**Written exercise:** Reproduce the listing below exactly, minus its pictures.

**Collected material:**
──────────────────────────────

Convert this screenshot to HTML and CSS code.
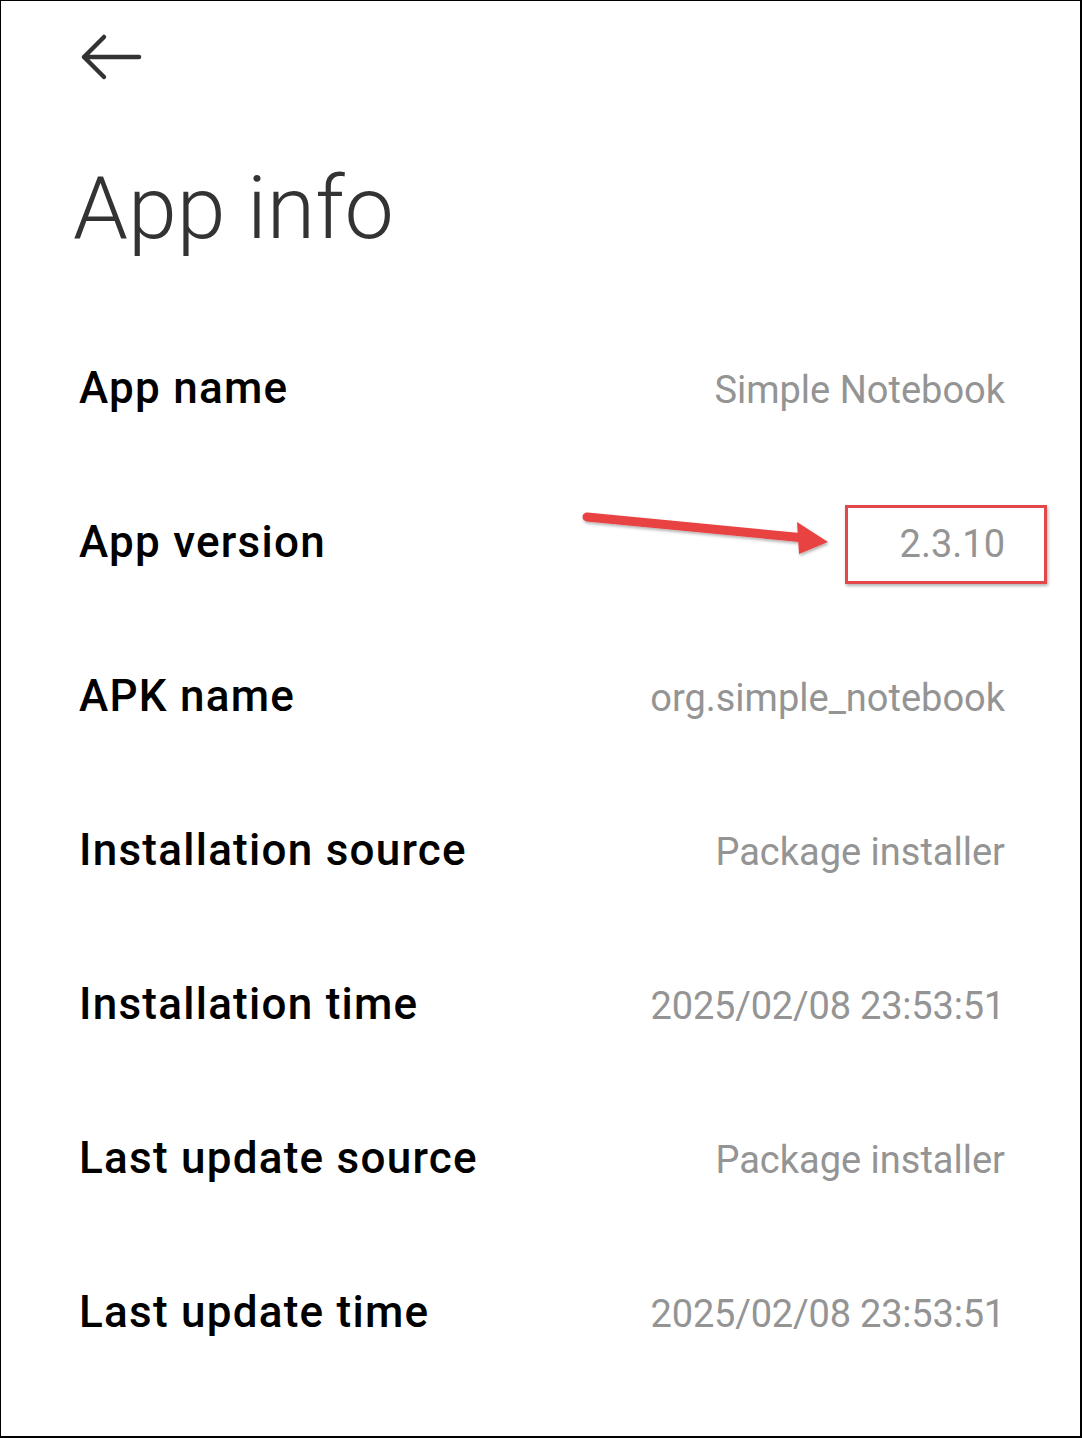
FILE: index.html
```html
<!DOCTYPE html>
<html>
<head>
<meta charset="utf-8">
<link rel="stylesheet" href="styles.css">
</head>
<body>
<div class="screen">
  <div class="header">
    <svg class="back" width="70" height="50" viewBox="0 0 70 50">
      <path d="M61 24 H6 M26 4 L6 24 L26 44" fill="none" stroke="#333" stroke-width="4.5" stroke-linecap="round" stroke-linejoin="round"/>
    </svg>
  </div>
  <h1 class="title">App info</h1>
  <div class="list">
    <div class="row"><span class="label">App name</span><span class="value">Simple Notebook</span></div>
    <div class="row"><span class="label">App version</span><span class="value">2.3.10</span></div>
    <div class="row"><span class="label">APK name</span><span class="value">org.simple_notebook</span></div>
    <div class="row"><span class="label">Installation source</span><span class="value">Package installer</span></div>
    <div class="row"><span class="label">Installation time</span><span class="value num">2025/02/08 23:53:51</span></div>
    <div class="row"><span class="label">Last update source</span><span class="value">Package installer</span></div>
    <div class="row"><span class="label">Last update time</span><span class="value num">2025/02/08 23:53:51</span></div>
  </div>
  <div class="highlight-box"></div>
  <svg class="pointer" width="1082" height="1438" viewBox="0 0 1082 1438">
    <defs>
      <filter id="sh" x="-10%" y="-50%" width="120%" height="200%">
        <feDropShadow dx="1" dy="2" stdDeviation="1.5" flood-color="#000" flood-opacity="0.3"/>
      </filter>
    </defs>
    <g filter="url(#sh)">
      <line x1="587" y1="517" x2="805" y2="538" stroke="#e94242" stroke-width="9" stroke-linecap="round"/>
      <polygon points="797,522 828,542 799,554" fill="#e94242"/>
    </g>
  </svg>
</div>
</body>
</html>
```

FILE: styles.css
```css
html, body {
  margin: 0;
  padding: 0;
  background: #fff;
}
.screen {
  position: relative;
  width: 1082px;
  height: 1438px;
  box-sizing: border-box;
  border-top: 1px solid #000;
  border-left: 1px solid #000;
  border-right: 2px solid #000;
  border-bottom: 2px solid #000;
  overflow: hidden;
  font-family: Roboto, "Liberation Sans", sans-serif;
}
.header {
  height: 163px;
  padding-left: 77px;
  padding-top: 32px;
  box-sizing: border-box;
}
.back {
  display: block;
}
.title {
  margin: 0;
  padding-left: 72px;
  font-size: 88px;
  font-weight: 300;
  line-height: 88px;
  color: #333;
}
.list {
  margin-top: 59px;
  padding-left: 78px;
  padding-right: 75px;
}
.row {
  display: flex;
  justify-content: space-between;
  align-items: baseline;
  height: 154px;
}
.label {
  font-size: 44px;
  font-weight: 500;
  letter-spacing: 1.25px;
  line-height: 154px;
  color: #000;
}
.value {
  font-size: 38px;
  font-weight: 400;
  line-height: 1;
  color: #949494;
}
.value.num {
  letter-spacing: -0.2px;
}
.highlight-box {
  position: absolute;
  left: 844px;
  top: 504px;
  width: 202px;
  height: 79px;
  box-sizing: border-box;
  border: 3px solid #e2474a;
  box-shadow: 1px 2px 3px rgba(0,0,0,0.3);
}
.pointer {
  position: absolute;
  left: -1px;
  top: -1px;
  pointer-events: none;
}
```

──────────────────────────────

**Finished task:**
Convert this screenshot to HTML and CSS code.
FILE: index.html
```html
<!DOCTYPE html>
<html>
<head>
<meta charset="utf-8">
<link rel="stylesheet" href="styles.css">
</head>
<body>
<div class="screen">
  <div class="header">
    <svg class="back" width="70" height="50" viewBox="0 0 70 50">
      <path d="M61 24 H6 M26 4 L6 24 L26 44" fill="none" stroke="#333" stroke-width="4.5" stroke-linecap="round" stroke-linejoin="round"/>
    </svg>
  </div>
  <h1 class="title">App info</h1>
  <div class="list">
    <div class="row"><span class="label">App name</span><span class="value">Simple Notebook</span></div>
    <div class="row"><span class="label">App version</span><span class="value">2.3.10</span></div>
    <div class="row"><span class="label">APK name</span><span class="value">org.simple_notebook</span></div>
    <div class="row"><span class="label">Installation source</span><span class="value">Package installer</span></div>
    <div class="row"><span class="label">Installation time</span><span class="value num">2025/02/08 23:53:51</span></div>
    <div class="row"><span class="label">Last update source</span><span class="value">Package installer</span></div>
    <div class="row"><span class="label">Last update time</span><span class="value num">2025/02/08 23:53:51</span></div>
  </div>
  <div class="highlight-box"></div>
  <svg class="pointer" width="1082" height="1438" viewBox="0 0 1082 1438">
    <defs>
      <filter id="sh" x="-10%" y="-50%" width="120%" height="200%">
        <feDropShadow dx="1" dy="2" stdDeviation="1.5" flood-color="#000" flood-opacity="0.3"/>
      </filter>
    </defs>
    <g filter="url(#sh)">
      <line x1="587" y1="517" x2="805" y2="538" stroke="#e94242" stroke-width="9" stroke-linecap="round"/>
      <polygon points="797,522 828,542 799,554" fill="#e94242"/>
    </g>
  </svg>
</div>
</body>
</html>
```

FILE: styles.css
```css
html, body {
  margin: 0;
  padding: 0;
  background: #fff;
}
.screen {
  position: relative;
  width: 1082px;
  height: 1438px;
  box-sizing: border-box;
  border-top: 1px solid #000;
  border-left: 1px solid #000;
  border-right: 2px solid #000;
  border-bottom: 2px solid #000;
  overflow: hidden;
  font-family: Roboto, "Liberation Sans", sans-serif;
}
.header {
  height: 163px;
  padding-left: 77px;
  padding-top: 32px;
  box-sizing: border-box;
}
.back {
  display: block;
}
.title {
  margin: 0;
  padding-left: 72px;
  font-size: 88px;
  font-weight: 300;
  line-height: 88px;
  color: #333;
}
.list {
  margin-top: 59px;
  padding-left: 78px;
  padding-right: 75px;
}
.row {
  display: flex;
  justify-content: space-between;
  align-items: baseline;
  height: 154px;
}
.label {
  font-size: 44px;
  font-weight: 500;
  letter-spacing: 1.25px;
  line-height: 154px;
  color: #000;
}
.value {
  font-size: 38px;
  font-weight: 400;
  line-height: 1;
  color: #949494;
}
.value.num {
  letter-spacing: -0.2px;
}
.highlight-box {
  position: absolute;
  left: 844px;
  top: 504px;
  width: 202px;
  height: 79px;
  box-sizing: border-box;
  border: 3px solid #e2474a;
  box-shadow: 1px 2px 3px rgba(0,0,0,0.3);
}
.pointer {
  position: absolute;
  left: -1px;
  top: -1px;
  pointer-events: none;
}
```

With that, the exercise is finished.